Thursday, 12/12/2013 2:37:02 PM

Thursday, December 12, 2013 2:37:02 PM

Post# of 39471
LOL!! The story is much more dramatic and complicated than that. Sid claims that he acquired the "bonds" in Colombia. He's never said when, but it was probably in the summer of 2007. That was when he was roaming around with Zuzanne Kanaty, a very handsomely paid "associate" who has some odd connections.

Sid later told David Baines of the Vancouver Sun that the middleman was Richard (or Ricardo) Torres Utria. If you go to the financials, you'll see that the transaction is sketchily described in a note. Supposedly the "bonds" were owned by the estate of an unnamed dead guy. Sid supposedly dealt with the trustee of the estate. Presumably that was Torres Utria.

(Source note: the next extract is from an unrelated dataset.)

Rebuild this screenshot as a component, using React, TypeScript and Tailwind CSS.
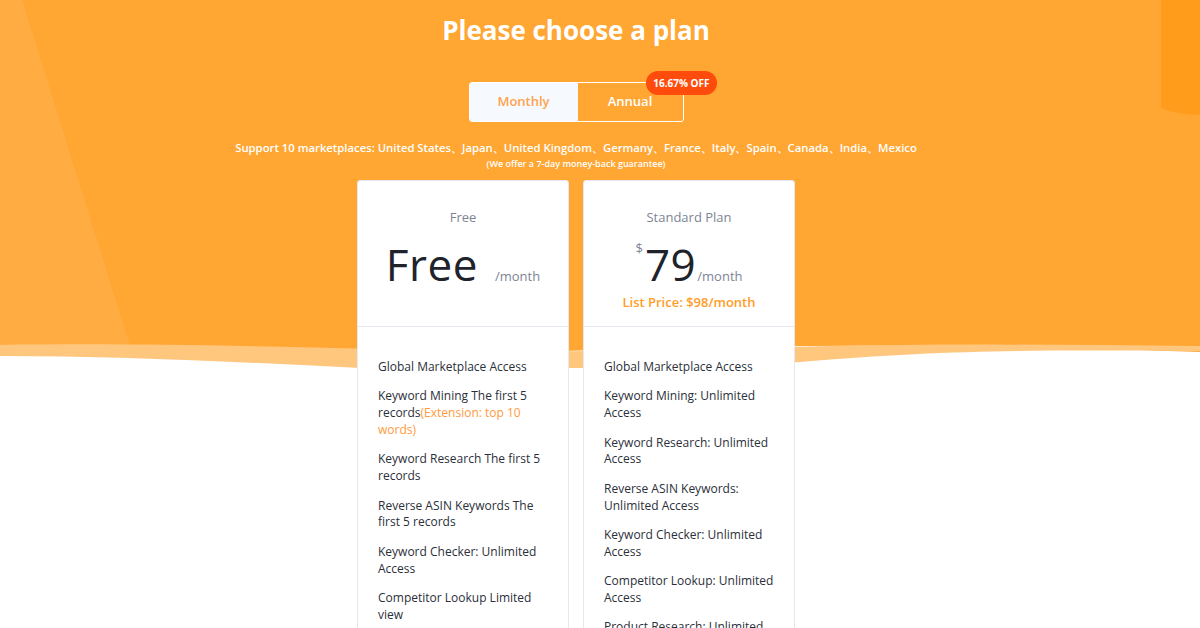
import React from 'react';

type Feature = { text: string; extra?: string };

interface Plan {
  name: string;
  price: string;
  currency?: boolean;
  listPrice?: string;
  features: Feature[];
}

const plans: Plan[] = [
  {
    name: 'Free',
    price: 'Free',
    features: [
      { text: 'Global Marketplace Access' },
      { text: 'Keyword Mining The first 5 records', extra: '(Extension: top 10 words)' },
      { text: 'Keyword Research The first 5 records' },
      { text: 'Reverse ASIN Keywords The first 5 records' },
      { text: 'Keyword Checker: Unlimited Access' },
      { text: 'Competitor Lookup Limited view' },
      { text: 'Product Research The first 5 records' },
    ],
  },
  {
    name: 'Standard Plan',
    price: '79',
    currency: true,
    listPrice: 'List Price: $98/month',
    features: [
      { text: 'Global Marketplace Access' },
      { text: 'Keyword Mining: Unlimited Access' },
      { text: 'Keyword Research: Unlimited Access' },
      { text: 'Reverse ASIN Keywords: Unlimited Access' },
      { text: 'Keyword Checker: Unlimited Access' },
      { text: 'Competitor Lookup: Unlimited Access' },
      { text: 'Product Research: Unlimited Access' },
    ],
  },
];

// background shapes of the orange header, wave at the bottom
const HeaderBackground = () => (
  <svg
    className="absolute left-0 top-0"
    width="1200"
    height="380"
    viewBox="0 0 1200 380"
    preserveAspectRatio="none"
  >
    <path d="M0 0 H1200 V352 C1000 345 800 343 600 350 C400 357 200 345 0 345 Z" fill="#ffa633" />
    <path d="M0 0 H22 L130 346 C80 345 40 345 0 345 Z" fill="#ffad42" />
    <path d="M1161 0 H1200 V115 C1185 115 1172 112 1161 108 Z" fill="#ff9c1c" />
    <path
      d="M0 345 C120 343 260 346 420 350 C600 355 760 346 900 345 C1000 344 1100 345 1200 346 L1200 351 C1050 350 950 349 800 362 C650 372 450 366 360 368 C240 362 120 356 0 356 Z"
      fill="#ffc77e"
    />
  </svg>
);

const PlanCard = ({ plan }: { plan: Plan }) => (
  <div className="w-[212px] bg-white border border-[#e6e8f1] rounded-[3px]">
    <div className="h-[146px] border-b border-[#e6e8f1] flex flex-col items-center">
      <div className="mt-[27px] text-[13px] leading-[18px] text-[#7d8594]">{plan.name}</div>
      <div className="mt-[13px] flex items-end">
        {plan.currency && (
          <span className="self-start mt-[2px] mr-[2px] text-[13px] leading-[14px] text-[#7d8594]">$</span>
        )}
        <span className="text-[44px] leading-[50px] text-[#20232b] tracking-[0.5px]">{plan.price}</span>
        <span
          className={
            plan.currency
              ? 'ml-[1px] mb-[5px] text-[13px] leading-[16px] text-[#7d8594]'
              : 'ml-[17px] mb-[5px] text-[13px] leading-[16px] text-[#7d8594]'
          }
        >
          /month
        </span>
      </div>
      {plan.listPrice && (
        <div className="mt-[4px] text-[13px] leading-[18px] font-semibold text-[#ff9d27]">{plan.listPrice}</div>
      )}
    </div>
    <ul className="px-[20px] pt-[32px] flex flex-col gap-[12.6px]">
      {plan.features.map((f, i) => (
        <li key={i} className="text-[12px] leading-[16.8px] text-[#2b2f3a]">
          {f.text}
          {f.extra && <span className="text-[#ff9a3c]">{f.extra}</span>}
        </li>
      ))}
    </ul>
  </div>
);

export default function App() {
  return (
    <div
      className="relative w-[1200px] h-[628px] overflow-hidden bg-white"
      style={{ fontFamily: '"Open Sans", "Noto Sans", Arial, sans-serif' }}
    >
      <HeaderBackground />
      <div className="relative w-[1152px] flex flex-col items-center">
        <h1 className="mt-[14px] text-[26px] leading-[32px] font-bold text-white">
          Please choose a plan
        </h1>

        <div className="relative mt-[36px] flex h-[40px] w-[215px] rounded-[3px] border border-white">
          <button className="w-[108px] h-full bg-[#f6f9fd] rounded-l-[2px] text-[13px] font-semibold text-[#ffa24d]">
            Monthly
          </button>
          <button className="flex-1 h-full text-[13px] font-semibold text-white">Annual</button>
          <span className="absolute -top-[12px] -right-[34px] h-[24px] px-[7px] rounded-full bg-[#ff4b0c] text-white text-[10px] font-bold leading-[24px] whitespace-nowrap">
            16.67% OFF
          </span>
        </div>

        <div className="mt-[17px] text-[11.3px] leading-[17px] font-semibold text-white whitespace-nowrap">
          Support 10 marketplaces: United States、Japan、United Kingdom、Germany、France、Italy、Spain、Canada、India、Mexico
        </div>
        <div className="mt-[1px] text-[9px] leading-[14px] font-semibold text-white">
          (We offer a 7-day money-back guarantee)
        </div>

        <div className="mt-[9px] flex gap-[14px]">
          {plans.map((p) => (
            <PlanCard key={p.name} plan={p} />
          ))}
        </div>
      </div>
    </div>
  );
}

But I don't think there ever was a Dead Guy, or an estate. I think Sid fell victim to an advance fee scam. I also believe he had every intention of keeping the bonds for himself, until he found out they were fake. In early 2008, he tried to use them as collateral with HSBC. They asked ING about them, and ING said they were not the real thing. So a few months later, he tried again, at another branch. Same result.

And no, nobody knows why he wasn't arrested for uttering forgery the second time round. But the Canadians don't care a lot about financial crime.

So Sid was unable to do anything useful with them. In early 2010, he suddenly announced that they were owned by PFNO (though in his subsequent lawsuit, that was not mentioned). The Big Press Release had the desired effect, driving stock price way up.

Then in September 2010, he sued HSBC and ING. The action was mostly about his mortgage; HSBC was foreclosing on his home and he wanted to stop it. That didn't work.

There are, of course, more bells and whistles, but that's the basic story. The "bonds" are indubitably fake.